Full of wisecracks aimed at programmers in big corporations it's still highly relevant to Spectrum users - after all, a lot of us have 48K at our fingertips and that was more than mainframe power only a few years ago. Peter Huyck and Nellie Kremenak urge programmers to get themselves to think of people as being useful, and to discover how the machine can help in their own lives. Too many Spectrum owners get their value out of the machine as a quick thinking toy, never seeing it as a way of helping to develop themselves.
OK, so you don't want to learn archaic algebraic formulae. But, as the book points out, a good programmer is much like a jackleg carpenter - and they don't read philosophy either. And snippets of Reader's Digest aphorisms
filtered through MAD magazine keep cropping up, telling you to summarise the condition of humankind in 25 words or less, or to cycle down to Kitty Hawk and feel the breeze coming from the South. Find one aspect of programming that inhibits innovation, they urge. Their approach is that there are only four billion of us at the moment and you can't assume that somebody else is asking those vital questions.

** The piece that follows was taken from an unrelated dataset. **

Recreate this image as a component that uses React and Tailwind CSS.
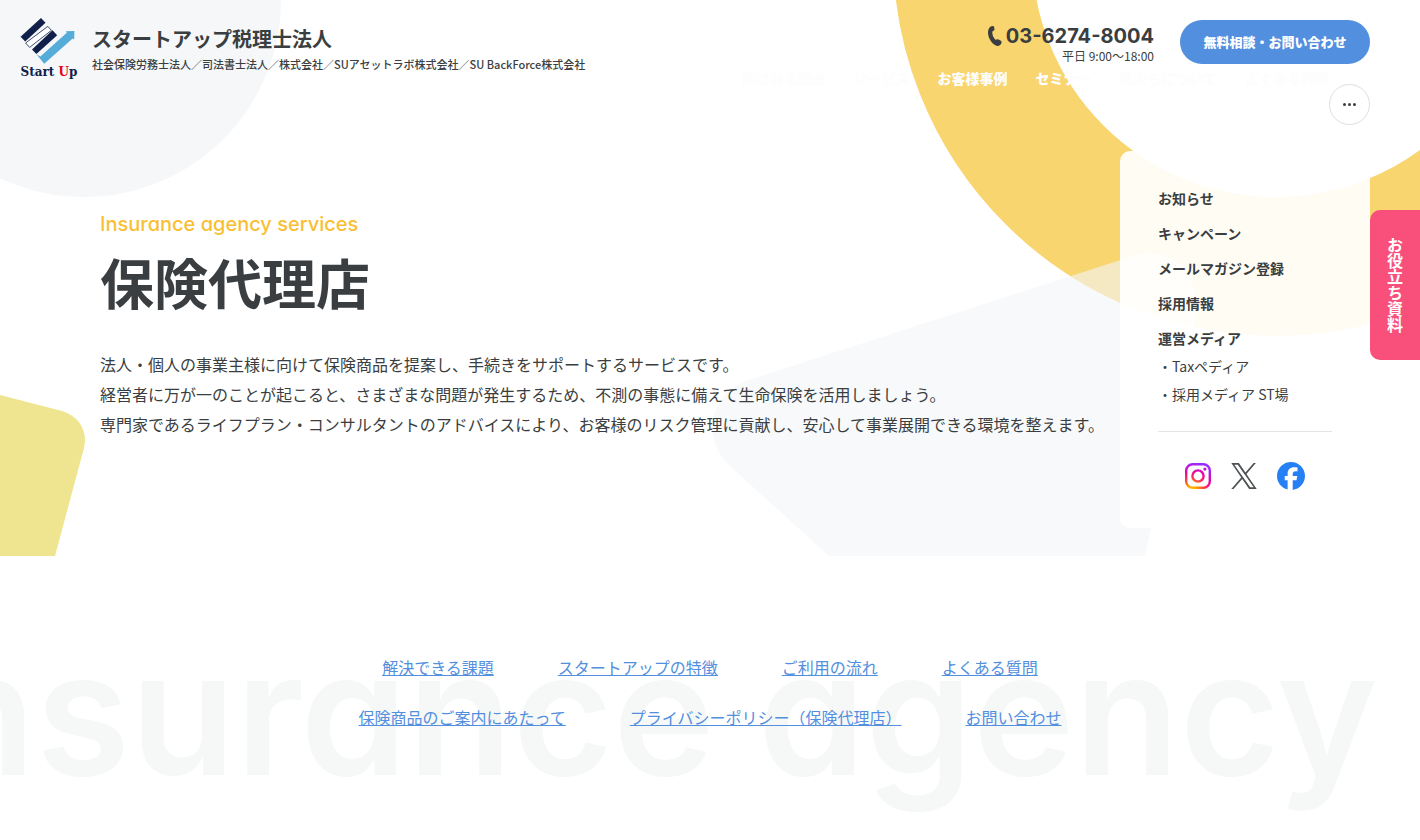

We're all getting the benefit of immensely clever chaps like Sir Clive and his Mensa friends. But let's not pretend there aren't holes in our ways of looking at the world.

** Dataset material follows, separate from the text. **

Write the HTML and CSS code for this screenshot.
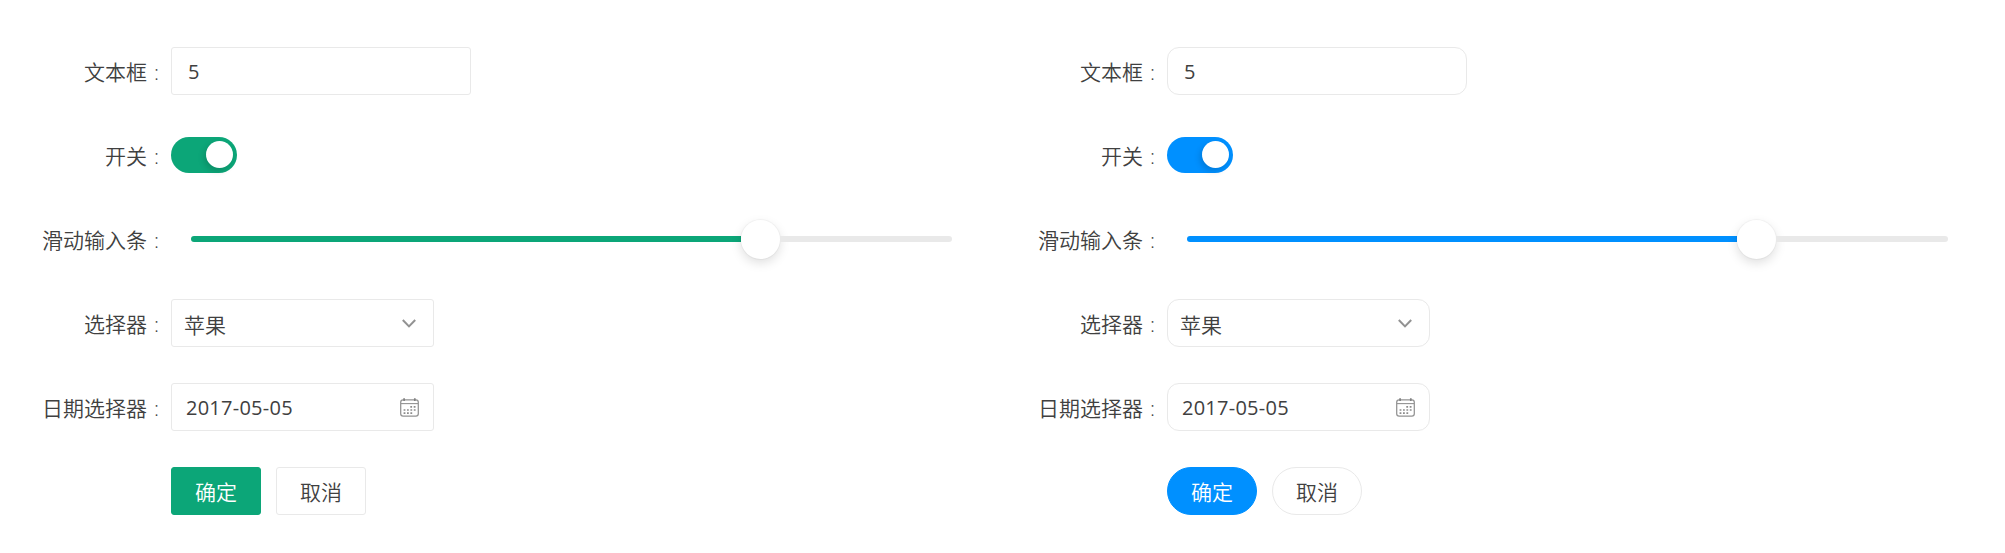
FILE: index.html
```html
<!DOCTYPE html>
<html lang="zh-CN">
<head>
<meta charset="utf-8">
<title>表单主题</title>
<link rel="stylesheet" href="styles.css">
</head>
<body>
<svg width="0" height="0" class="sprite" aria-hidden="true">
  <symbol id="chevron" viewBox="0 0 14 9"><path d="M0.8 1 L7 7.4 L13.2 1" fill="none" stroke="#929292" stroke-width="2"/></symbol>
  <symbol id="calendar" viewBox="0 0 19 19">
    <rect x="0.7" y="1.9" width="17.6" height="16.2" rx="2.4" fill="none" stroke="#929292" stroke-width="1.25"/>
    <path d="M1 5.6H18" stroke="#929292" stroke-width="1.1"/>
    <path d="M4.1 0.2V3M14.8 0.2V3" stroke="#808080" stroke-width="1.7"/>
    <path d="M10.3 8.8H15.7M3.6 12H15.7M3.6 15.2H12.5" stroke="#8c8c8c" stroke-width="1.7" stroke-dasharray="1.8 1.6"/>
  </symbol>
</svg>
<main class="page">
  <form class="form theme-green">
    <div class="row"><label class="label">文本框<span class="colon">:</span></label><div class="box text-input">5</div></div>
    <div class="row"><label class="label">开关<span class="colon">:</span></label><div class="switch"><span class="knob"></span></div></div>
    <div class="row"><label class="label">滑动输入条<span class="colon">:</span></label><div class="slider"><span class="fill"></span><span class="handle"></span><span class="rest"></span></div></div>
    <div class="row"><label class="label">选择器<span class="colon">:</span></label><div class="box select"><span>苹果</span><svg class="chevron"><use href="#chevron"/></svg></div></div>
    <div class="row"><label class="label">日期选择器<span class="colon">:</span></label><div class="box date"><span>2017-05-05</span><svg class="calendar"><use href="#calendar"/></svg></div></div>
    <div class="row actions"><button type="button" class="btn primary">确定</button><button type="button" class="btn">取消</button></div>
  </form>
  <form class="form theme-blue">
    <div class="row"><label class="label">文本框<span class="colon">:</span></label><div class="box text-input">5</div></div>
    <div class="row"><label class="label">开关<span class="colon">:</span></label><div class="switch"><span class="knob"></span></div></div>
    <div class="row"><label class="label">滑动输入条<span class="colon">:</span></label><div class="slider"><span class="fill"></span><span class="handle"></span><span class="rest"></span></div></div>
    <div class="row"><label class="label">选择器<span class="colon">:</span></label><div class="box select"><span>苹果</span><svg class="chevron"><use href="#chevron"/></svg></div></div>
    <div class="row"><label class="label">日期选择器<span class="colon">:</span></label><div class="box date"><span>2017-05-05</span><svg class="calendar"><use href="#calendar"/></svg></div></div>
    <div class="row actions"><button type="button" class="btn primary">确定</button><button type="button" class="btn">取消</button></div>
  </form>
</main>
</body>
</html>
```

FILE: styles.css
```css
* { box-sizing: border-box; }
body {
  margin: 0;
  background: #fff;
  color: #404040;
  font: 350 21px/30px "Noto Sans CJK SC", sans-serif;
}
.sprite { display: block; }
.page {
  display: grid;
  grid-template-columns: 996px 996px;
  height: 553px;
  padding-top: 47px;
}
.form {
  display: flex;
  flex-direction: column;
  gap: 36px;
}
.theme-green { --main: #0ca678; --radius: 3px; --btn-radius: 3px; }
.theme-blue { --main: #0090ff; --radius: 12px; --btn-radius: 24px; }
.row {
  display: flex;
  align-items: center;
  height: 48px;
}
.label {
  display: flex;
  justify-content: flex-end;
  width: 171px;
  padding: 0 12px 0 0;
  white-space: nowrap;
}
.colon {
  width: 12px;
  padding-top: 1px;
  text-align: right;
  font-family: "Open Sans", sans-serif;
}
.box {
  display: flex;
  align-items: center;
  justify-content: space-between;
  width: 263px;
  height: 48px;
  border: 1px solid #e9e9e9;
  border-radius: var(--radius);
}
.text-input {
  width: 300px;
  padding: 2px 15px 0 16px;
  font-family: "Open Sans", sans-serif;
  font-size: 20px;
  font-weight: 400;
}
.select { padding: 0 17px 0 12px; }
.select span { padding-top: 1px; }
.date { padding: 0 14px; }
.date span {
  padding-top: 2px;
  font-family: "Open Sans", sans-serif;
  font-size: 20px;
  font-weight: 400;
  letter-spacing: 0.25px;
}
.chevron { width: 14px; height: 9px; }
.calendar { width: 19px; height: 19px; }
.switch {
  display: flex;
  justify-content: flex-end;
  width: 66px;
  height: 36px;
  padding: 4px;
  border-radius: 18px;
  background: var(--main);
}
.knob {
  width: 27px;
  height: 27px;
  border-radius: 50%;
  background: #fff;
  box-shadow: -2px 3px 6px rgba(0, 0, 0, 0.15);
}
.slider {
  display: flex;
  align-items: center;
  width: 761px;
  margin-left: 20px;
}
.fill {
  width: 550px;
  height: 6px;
  border-radius: 3px 0 0 3px;
  background: var(--main);
}
.handle {
  width: 39px;
  height: 39px;
  border-radius: 50%;
  background: #fff;
  box-shadow: 0 0 0 1px rgba(0, 0, 0, 0.03), 0 4px 11px rgba(0, 0, 0, 0.13);
}
.rest {
  flex: 1;
  height: 6px;
  border-radius: 0 3px 3px 0;
  background: #e9e9e9;
}
.actions { gap: 15px; padding-left: 171px; }
.btn {
  width: 90px;
  height: 48px;
  padding: 0;
  border: 1px solid #e9e9e9;
  border-radius: var(--btn-radius);
  background: #fff;
  color: inherit;
  font: inherit;
}
.primary {
  border-color: var(--main);
  background: var(--main);
  color: #fff;
}
```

Logic is flexible but too many programmers are too rigid and impatient to try trial and error methods. Librarians are just the same. Huyck tells the parable of how titles of books in Oriental languages are transliterated into the Roman alphabet and filed by the ordering rules for English titles. The rules are devised by Westerners but most people looking for books in Oriental languages are Orientals, so no one can find anything in the Oriental collection.
Logic, philosophy and programming are all useful to each other. Bits of informed approaches will rub off on micro programmers over the years, but not if we just stay put in front of the same half dozen reliable guides. Don't just look under the safe old Dewey code of 001.642 in the library stack - let your fingers walk a few inches on both sides. After all, life is a bit of an adventure.